Eutaw Mayor and City Council tangle over bills and budget

At their regular Eutaw City Council meeting on September 25, 2018, Mayor Raymond Steele and City Council members once again questioned each other over outstanding bills and the need for a budget for the operations of the city. When asked by City Council members how he was determining which outstanding bills to pay, the Mayor said, “We use our best judgment and pay the most pressing bills which the Council has approved for payment. We have had no increase in our tax base in twenty or more years so we do not have enough tax and business revenue coming in to pay all of our bills.” Councilwoman Sheila Smith pressed the Mayor on the Waste Management garbage bills, “People in the city pay $15 a month on their water bills for garbage collection, yet we are three months behind ($48,000) in our payments to Waste Management for these services. Who is deciding how to use the monies paid for garbage collection to pay for other things?” inquired Smith.

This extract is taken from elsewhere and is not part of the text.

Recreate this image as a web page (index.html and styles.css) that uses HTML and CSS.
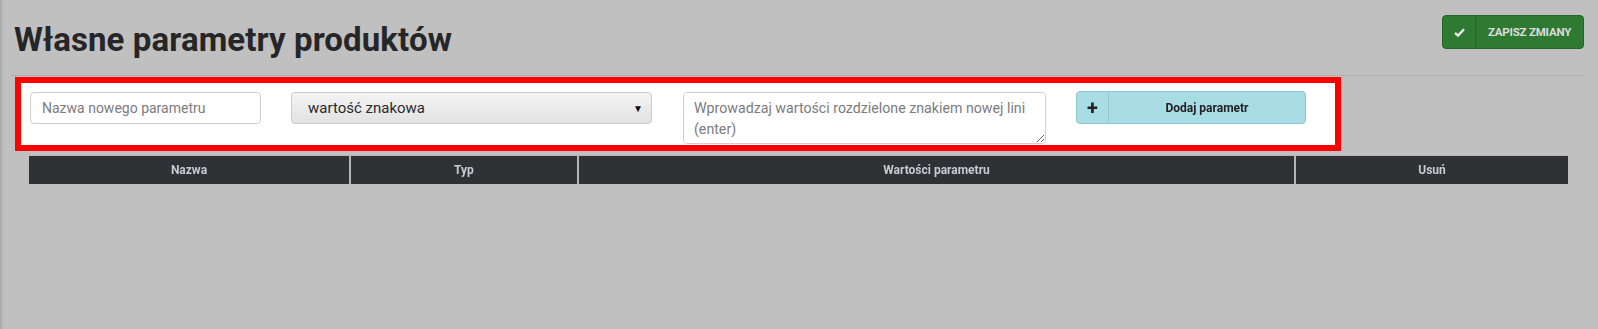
FILE: index.html
```html
<!DOCTYPE html>
<html lang="pl">
<head>
  <meta charset="UTF-8" />
  <title>Własne parametry produktów</title>
  <link rel="stylesheet" href="styles.css">
</head>
<body>
  <div class="page">
    <div class="topbar">
      <h1>Własne parametry produktów</h1>
      <button class="btn-save">
        <span class="btn-icon">
          <svg width="11" height="9" viewBox="0 0 11 9"><path d="M1 4.8 L4 7.6 L10 1.2" fill="none" stroke="#e8e8e8" stroke-width="2.4"/></svg>
        </span>
        <span class="btn-label">ZAPISZ ZMIANY</span>
      </button>
    </div>

    <div class="form-box">
      <input type="text" class="field name-field" placeholder="Nazwa nowego parametru">
      <div class="select-field">
        <span>wartość znakowa</span>
        <span class="arrow">▼</span>
      </div>
      <textarea class="field values-field" placeholder="Wprowadzaj wartości rozdzielone znakiem nowej lini (enter)"></textarea>
      <button class="btn-add">
        <span class="btn-icon">+</span>
        <span class="btn-label">Dodaj parametr</span>
      </button>
    </div>

    <table class="params">
      <thead>
        <tr>
          <th class="col-name">Nazwa</th>
          <th class="col-type">Typ</th>
          <th class="col-values">Wartości parametru</th>
          <th class="col-del">Usuń</th>
        </tr>
      </thead>
    </table>
  </div>
</body>
</html>
```

FILE: styles.css
```css
:root {
  --bg: #c0c0c0;
  --text: #2a2a2c;
  --head-bg: #303134;
  --head-text: #c6cad2;
  --green: #2f7a33;
  --cyan: #a9dde6;
}

* {
  margin: 0;
  padding: 0;
  box-sizing: border-box;
}

body {
  background: linear-gradient(to right, #a9a9a9 0, #bcbcbc 3px, var(--bg) 5px);
  font-family: Roboto, "Liberation Sans", sans-serif;
  color: var(--text);
  height: 329px;
  overflow: hidden;
}

.page {
  padding: 0 14px 0 12px;
}

.topbar {
  height: 76px;
  display: flex;
  justify-content: space-between;
  align-items: flex-start;
  border-bottom: 1px dotted #9c9c9c;
}

h1 {
  font-size: 33px;
  font-weight: 700;
  margin: 20px 0 0 2px;
  letter-spacing: 0.1px;
  color: #262628;
}

.btn-save {
  margin-top: 15px;
  height: 34px;
  width: 142px;
  display: flex;
  background: var(--green);
  border: 1px solid #24662a;
  border-radius: 4px;
  color: #dcdcdc;
  font-family: Roboto, sans-serif;
}

.btn-save .btn-icon {
  width: 33px;
  height: 100%;
  display: flex;
  align-items: center;
  justify-content: center;
  border-right: 1px solid #25662a;
}

.btn-save .btn-label {
  flex: 1;
  align-self: center;
  font-size: 11.5px;
  font-weight: 700;
  letter-spacing: -0.2px;
}

.form-box {
  margin: 1px 0 0 3px;
  width: 1326px;
  height: 74px;
  border: 6px solid #ff0000;
  background: #fff;
  padding: 9px 0 0 9px;
  display: flex;
  align-items: flex-start;
  gap: 30px;
}

.field {
  border: 1px solid #cfcfcf;
  border-radius: 4px;
  background: #fff;
  font-family: Roboto, sans-serif;
  font-size: 14px;
  color: #555;
  outline: none;
}

.field::placeholder {
  color: #7c7c7c;
}

.name-field {
  width: 231px;
  height: 32px;
  padding: 0 11px;
}

.select-field {
  width: 361px;
  height: 32px;
  border: 1px solid #cccccc;
  border-radius: 4px;
  background: linear-gradient(#f4f4f4, #e2e2e2);
  display: flex;
  align-items: center;
  justify-content: space-between;
  padding: 0 8px 0 16px;
  font-size: 15px;
  color: #2a2a2a;
}

.select-field .arrow {
  font-size: 10px;
  color: #111;
}

.values-field {
  margin-left: 1px;
  width: 363px;
  height: 52px;
  padding: 5px 10px;
  font-size: 14.2px;
  line-height: 21px;
  resize: vertical;
}

.btn-add {
  width: 230px;
  height: 33px;
  display: flex;
  background: var(--cyan);
  border: 1px solid #8fc6d1;
  border-radius: 4px;
  color: #222;
  font-family: Roboto, sans-serif;
  margin-top: -1px;
}

.btn-add .btn-icon {
  width: 32px;
  height: 100%;
  display: flex;
  align-items: center;
  justify-content: center;
  border-right: 1px solid #93c9d3;
  font-size: 20px;
  font-weight: 700;
}

.btn-add .btn-label {
  flex: 1;
  align-self: center;
  font-size: 12px;
  font-weight: 700;
}

.params {
  margin: 4px 0 0 17px;
  width: 1539px;
  border-collapse: collapse;
}

.params th {
  background: var(--head-bg);
  color: var(--head-text);
  font-size: 12px;
  font-weight: 700;
  height: 28px;
  border-left: 2px solid #b4b4b4;
  border-top: 1px solid #b8b8b8;
}

.params th:first-child {
  border-left: none;
}

.col-name { width: 321px; }
.col-type { width: 228px; }
.col-values { width: 717px; }
```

Councilman Latasha Johnson asked, “Why don’t we have a budget. The City of Eutaw needs a budget. The Council is in charge of the City’s finances but without information and a budget, we really don’t know how we are operating.” Mayor Steele responded, “The City has not had a budget since 2012 because of the problem with our revenue streams. “Our equipment is old and in need of constant replacement and repairs. I have been talking to the Sheriff about more bingo funds. I hope the Loves Travel Center will bring in new gas and sales tax revenues. We are doing our best to handle this difficult situation.” Councilwoman Johnson suggested that, “We should do a budget anyway to see where we are and agree on some priorities for spending our city funds.” Mayor Steele presented a contract for $448,500 from Central Asphalt Company of Tuscaloosa to repave the streets in Branch Heights with 1 and ½ inches of asphalt. “This is not a permanent solution to the problems of Branch Heights roads and streets but it will help, he said.” The Mayor asked that the Council, City Attorney and Engineer study the proposal so it can be adopted at the next meeting. Steele said the funds for the contract would come from gas tax funds, which can only be used for road improvements.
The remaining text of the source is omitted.